Math achievement rose significantly in the schools that implemented Fryer’s tenets. Assessment scores increased by 0.15 to 0.18 standard deviations in a year. In layman’s terms, under this program, there is potential to close the math achievement gap between black and white students in less than three years. Even more important than comparison between groups and closed gaps is the absolute good of increased math proficiency among students who have been too long neglected.
Parents may look at Fryer’s tenets and think, “What can I do with this? I’m not an administrator.” The takeaway for parents is not what they should be doing to their schools but what they should be looking for in a school. As school choice spreads, empowered parents set the standards. Parents don’t have to stress about commonly used but inaccurate indicators of quality schools, such as class size, a classical curriculum, or highly credentialed teachers. Just look for the five tenets and you have reason to believe that your children will thrive academically.
For administrators and lawmakers responsible for struggling schools, the tenets offer an instant and effective plan of action, which may be complemented by steps such as the following:
Audit the school day: Repurpose wasted time to time spent on task.
Teacher Union Reform: Replacing teachers who won’t adopt the tenets must become both affordable and timely.
Rethink Student Teaching: All teachers in training are required to participate in student teaching. Perhaps this could be reimagined to include participation in small-group, high-dosage tutoring. This would help lower costs and establish buy-in to the tenets from young teachers at the start of their careers.
Upgrade the Dress Code: Have teachers set an example by upgrading to professional dress first. Then have students follow. Being a “classic man” was once cool.
Fryer’s research yields a clear set of five practices that can be implemented in struggling school districts across America and used as guidelines by parents looking for effective schools.
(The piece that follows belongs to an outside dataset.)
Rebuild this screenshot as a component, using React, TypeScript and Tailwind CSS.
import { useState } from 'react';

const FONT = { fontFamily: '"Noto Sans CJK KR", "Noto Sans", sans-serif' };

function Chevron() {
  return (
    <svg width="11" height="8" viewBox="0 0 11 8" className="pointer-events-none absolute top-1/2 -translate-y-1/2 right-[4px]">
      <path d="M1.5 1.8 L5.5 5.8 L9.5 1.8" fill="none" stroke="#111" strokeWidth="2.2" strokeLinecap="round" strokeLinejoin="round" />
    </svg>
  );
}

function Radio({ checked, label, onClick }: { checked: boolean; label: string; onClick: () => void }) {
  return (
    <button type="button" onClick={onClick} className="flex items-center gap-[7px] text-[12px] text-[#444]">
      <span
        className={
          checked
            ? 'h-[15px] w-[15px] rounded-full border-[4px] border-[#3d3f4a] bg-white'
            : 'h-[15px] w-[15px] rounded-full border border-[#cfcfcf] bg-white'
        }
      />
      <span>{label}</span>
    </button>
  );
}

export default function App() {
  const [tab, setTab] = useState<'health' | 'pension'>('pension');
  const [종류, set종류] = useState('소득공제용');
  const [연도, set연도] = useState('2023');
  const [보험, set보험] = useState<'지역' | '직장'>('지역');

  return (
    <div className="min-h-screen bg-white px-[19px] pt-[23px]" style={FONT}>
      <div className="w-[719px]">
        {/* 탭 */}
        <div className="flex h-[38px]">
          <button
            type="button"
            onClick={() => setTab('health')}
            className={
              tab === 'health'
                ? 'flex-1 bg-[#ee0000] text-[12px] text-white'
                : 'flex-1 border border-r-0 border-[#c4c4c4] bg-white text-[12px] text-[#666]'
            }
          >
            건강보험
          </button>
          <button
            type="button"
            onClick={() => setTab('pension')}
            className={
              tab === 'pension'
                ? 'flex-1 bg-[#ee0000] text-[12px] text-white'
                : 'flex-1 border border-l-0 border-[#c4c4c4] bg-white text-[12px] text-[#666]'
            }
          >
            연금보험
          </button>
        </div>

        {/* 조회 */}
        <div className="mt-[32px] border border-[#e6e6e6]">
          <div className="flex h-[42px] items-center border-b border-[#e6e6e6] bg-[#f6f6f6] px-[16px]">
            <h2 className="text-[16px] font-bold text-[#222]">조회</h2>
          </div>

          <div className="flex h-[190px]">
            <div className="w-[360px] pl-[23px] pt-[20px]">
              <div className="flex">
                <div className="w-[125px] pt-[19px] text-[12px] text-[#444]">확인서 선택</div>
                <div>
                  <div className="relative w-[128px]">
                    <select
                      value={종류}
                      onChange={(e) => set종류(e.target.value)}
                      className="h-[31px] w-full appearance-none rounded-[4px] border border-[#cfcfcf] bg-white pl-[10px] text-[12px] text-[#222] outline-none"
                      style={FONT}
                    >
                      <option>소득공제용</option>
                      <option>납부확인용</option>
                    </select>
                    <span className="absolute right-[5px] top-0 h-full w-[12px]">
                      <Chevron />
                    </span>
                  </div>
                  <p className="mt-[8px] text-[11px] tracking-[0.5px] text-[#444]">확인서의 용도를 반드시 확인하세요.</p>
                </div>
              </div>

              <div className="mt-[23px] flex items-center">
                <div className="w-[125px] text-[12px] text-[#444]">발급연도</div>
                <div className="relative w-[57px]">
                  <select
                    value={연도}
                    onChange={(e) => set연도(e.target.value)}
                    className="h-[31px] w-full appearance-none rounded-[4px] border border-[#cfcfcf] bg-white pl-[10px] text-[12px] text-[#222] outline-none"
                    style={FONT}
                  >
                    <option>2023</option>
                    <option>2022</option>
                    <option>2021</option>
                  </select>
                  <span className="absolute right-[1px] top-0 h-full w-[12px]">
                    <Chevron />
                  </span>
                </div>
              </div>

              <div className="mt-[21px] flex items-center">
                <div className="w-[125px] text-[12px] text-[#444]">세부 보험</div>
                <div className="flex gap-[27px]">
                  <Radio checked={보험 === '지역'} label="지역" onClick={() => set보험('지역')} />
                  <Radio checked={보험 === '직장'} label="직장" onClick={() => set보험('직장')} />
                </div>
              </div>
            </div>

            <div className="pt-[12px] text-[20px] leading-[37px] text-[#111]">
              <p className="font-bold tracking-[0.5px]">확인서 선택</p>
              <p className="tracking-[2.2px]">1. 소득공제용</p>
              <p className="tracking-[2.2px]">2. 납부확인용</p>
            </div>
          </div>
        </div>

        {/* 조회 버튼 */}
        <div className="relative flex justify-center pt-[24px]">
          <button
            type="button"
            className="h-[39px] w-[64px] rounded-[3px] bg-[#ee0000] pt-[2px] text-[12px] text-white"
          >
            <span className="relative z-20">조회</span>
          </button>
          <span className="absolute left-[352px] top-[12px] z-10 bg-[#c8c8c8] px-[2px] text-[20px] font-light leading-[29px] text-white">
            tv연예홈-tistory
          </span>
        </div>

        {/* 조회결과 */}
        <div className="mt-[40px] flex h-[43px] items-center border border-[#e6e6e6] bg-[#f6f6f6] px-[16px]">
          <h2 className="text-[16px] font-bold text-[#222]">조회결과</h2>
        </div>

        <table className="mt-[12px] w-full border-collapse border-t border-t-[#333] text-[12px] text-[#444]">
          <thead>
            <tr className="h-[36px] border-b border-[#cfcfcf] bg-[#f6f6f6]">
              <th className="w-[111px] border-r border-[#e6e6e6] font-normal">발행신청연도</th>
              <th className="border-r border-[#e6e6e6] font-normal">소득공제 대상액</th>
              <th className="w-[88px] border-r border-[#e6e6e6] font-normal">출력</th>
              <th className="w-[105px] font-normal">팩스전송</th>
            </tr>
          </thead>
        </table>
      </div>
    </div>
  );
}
Let’s stop spinning the wheel on solving the achievement gap and do what we know gets results. Future mathletes are depending on it.
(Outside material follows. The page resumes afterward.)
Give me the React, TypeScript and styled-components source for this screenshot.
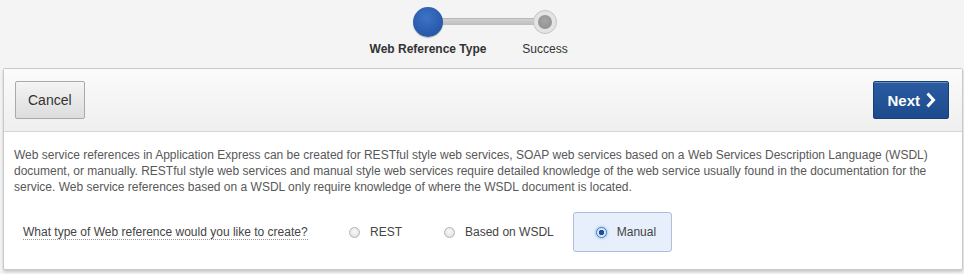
import React, { useState } from 'react';
import styled, { createGlobalStyle } from 'styled-components';

const GlobalStyle = createGlobalStyle`
  html, body {
    margin: 0;
    padding: 0;
    background: #f4f4f4;
    font-family: "Liberation Sans", Arial, Helvetica, sans-serif;
  }
`;

const Page = styled.div`
  width: 964px;
  height: 274px;
  overflow: hidden;
  box-sizing: border-box;
`;

const Wizard = styled.div`
  height: 68px;
  display: flex;
  justify-content: center;
  padding-left: 9px;
  box-sizing: border-box;
`;

const Steps = styled.div`
  display: grid;
  grid-template-columns: 117px 117px;
  position: relative;
`;

const Connector = styled.div`
  position: absolute;
  left: 58px;
  width: 117px;
  top: 18px;
  height: 7px;
  border-radius: 3px;
  background: linear-gradient(#d2d2d2, #bdbdbd);
  border-top: 1px solid #b8b8b8;
  box-sizing: border-box;
`;

const Step = styled.div`
  display: flex;
  flex-direction: column;
  align-items: center;
  position: relative;
  z-index: 1;
`;

const Marker = styled.div`
  height: 44px;
  display: flex;
  align-items: center;
  justify-content: center;
`;

const Current = styled.div`
  width: 30px;
  height: 30px;
  border-radius: 50%;
  background: radial-gradient(circle at 45% 35%, #3d72c4 0%, #2a5cae 60%, #214c94 100%);
  box-shadow: 0 1px 1px rgba(0, 0, 0, 0.25);
`;

const Pending = styled.div`
  width: 24px;
  height: 24px;
  border-radius: 50%;
  background: #e4e4e4;
  border: 1px solid #c4c4c4;
  box-sizing: border-box;
  display: flex;
  align-items: center;
  justify-content: center;

  &::after {
    content: '';
    width: 14px;
    height: 14px;
    border-radius: 50%;
    background: radial-gradient(circle at 50% 40%, #a6a6a6, #8c8c8c);
  }
`;

const StepLabel = styled.div<{ $active?: boolean }>`
  margin-top: -2px;
  font-size: 12px;
  line-height: 14px;
  color: #333;
  font-weight: ${(p) => (p.$active ? 'bold' : 'normal')};
  white-space: nowrap;
`;

const Panel = styled.div`
  margin: 0 1px 0 3px;
  border: 1px solid #c9c9c9;
  border-radius: 2px;
  background: #fff;
  box-shadow: 0 2px 3px rgba(0, 0, 0, 0.18);
`;

const Header = styled.div`
  height: 62px;
  display: flex;
  align-items: center;
  justify-content: space-between;
  padding: 0 13px 0 11px;
  background: linear-gradient(#fbfbfb, #efefef);
  border-bottom: 1px solid #d6d6d6;
`;

const Button = styled.button<{ $primary?: boolean }>`
  height: 38px;
  padding: 0 12px 0 ${(p) => (p.$primary ? '13px' : '12px')};
  border-radius: 2px;
  font-family: inherit;
  cursor: pointer;
  display: flex;
  align-items: center;
  gap: 5px;
  font-size: ${(p) => (p.$primary ? '15px' : '14px')};
  font-weight: ${(p) => (p.$primary ? 'bold' : 'normal')};
  color: ${(p) => (p.$primary ? '#fff' : '#333')};
  border: 1px solid ${(p) => (p.$primary ? '#173e77' : '#a9a9a9')};
  background: ${(p) =>
    p.$primary
      ? 'linear-gradient(#2b5ba2, #1c4a8c)'
      : 'linear-gradient(#f4f4f4, #dddddd)'};
  box-shadow: inset 0 1px 0 rgba(255, 255, 255, 0.3);
`;

const Body = styled.div`
  padding: 15px 13px 0 10px;
`;

const Intro = styled.p`
  margin: 0;
  font-size: 12px;
  line-height: 16px;
  color: #585858;
`;

const Question = styled.div`
  display: flex;
  align-items: center;
  height: 40px;
  margin-top: 17px;
  padding-bottom: 17px;
`;

const QuestionLabel = styled.span`
  margin-left: 9px;
  width: 303px;
  font-size: 12px;
  color: #444;
  & > span {
    border-bottom: 1px dotted #999;
  }
`;

const Option = styled.label<{ $checked?: boolean }>`
  display: flex;
  align-items: center;
  gap: 10px;
  height: 40px;
  box-sizing: border-box;
  font-size: 12px;
  color: #444;
  cursor: pointer;
  padding: 0 ${(p) => (p.$checked ? '15px' : '18px')} 0 22px;
  border-radius: 3px;
  border: 1px solid ${(p) => (p.$checked ? '#aebfd6' : 'transparent')};
  background: ${(p) => (p.$checked ? '#e6effb' : 'transparent')};
`;

const RadioDot = styled.span<{ $checked?: boolean }>`
  width: 11px;
  height: 11px;
  border-radius: 50%;
  box-sizing: border-box;
  border: 1px solid ${(p) => (p.$checked ? '#3f79b8' : '#b4b4b4')};
  background: ${(p) =>
    p.$checked
      ? 'radial-gradient(circle, #1f4f94 0 2.5px, #d8e8f8 3px)'
      : 'radial-gradient(circle at 50% 40%, #fafafa, #dadada)'};
  box-shadow: ${(p) => (p.$checked ? '0 0 3px #6fa6e8' : 'none')};
`;

const Chevron = () => (
  <svg width="11" height="16" viewBox="0 0 11 16">
    <path d="M2.5 1.5 L8.5 8 L2.5 14.5" fill="none" stroke="#fff" strokeWidth="3" />
  </svg>
);

const options = ['REST', 'Based on WSDL', 'Manual'];

const App: React.FC = () => {
  const [choice, setChoice] = useState('Manual');
  return (
    <Page>
      <GlobalStyle />
      <Wizard>
        <Steps>
          <Connector />
          <Step>
            <Marker>
              <Current />
            </Marker>
            <StepLabel $active>Web Reference Type</StepLabel>
          </Step>
          <Step>
            <Marker>
              <Pending />
            </Marker>
            <StepLabel>Success</StepLabel>
          </Step>
        </Steps>
      </Wizard>
      <Panel>
        <Header>
          <Button>Cancel</Button>
          <Button $primary>
            Next <Chevron />
          </Button>
        </Header>
        <Body>
          <Intro>
            Web service references in Application Express can be created for RESTful style web services, SOAP web
            services based on a Web Services Description Language (WSDL) document, or manually. RESTful style web
            services and manual style web services require detailed knowledge of the web service usually found in the
            documentation for the service. Web service references based on a WSDL only require knowledge of where the
            WSDL document is located.
          </Intro>
          <Question>
            <QuestionLabel>
              <span>What type of Web reference would you like to create?</span>
            </QuestionLabel>
            {options.map((o) => (
              <Option key={o} $checked={choice === o} onClick={() => setChoice(o)}>
                <RadioDot $checked={choice === o} />
                {o}
              </Option>
            ))}
          </Question>
        </Body>
      </Panel>
    </Page>
  );
};

export default App;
Connie Morgan is a Christian, wife, and mother living in Washington state. She started her professional life in the craft-beer industry and is now transitioning out of the Armed Forces, where she served as a military intelligence officer. Her first post-military civilian job is with Free Black Thought, where she is currently researching and writing about education and other issues. Follow her on Twitter and subscribe to her new Substack.
Reduce the DOE to a rump department that only creates tests in order to set a standard. No carrots, no sticks, just a measurement that's useful to employers or higher ed to determine merit.
Leave the rest to states to figure it out.
Otherwise, you get the culture-damaging, brainwashing nightmare we currently endure.
Although I am a fan of Roland Fryer, we have known about powerful, high impact math instruction since the 1960s. Just Google Siegfried Engelmann and Direct Instruction.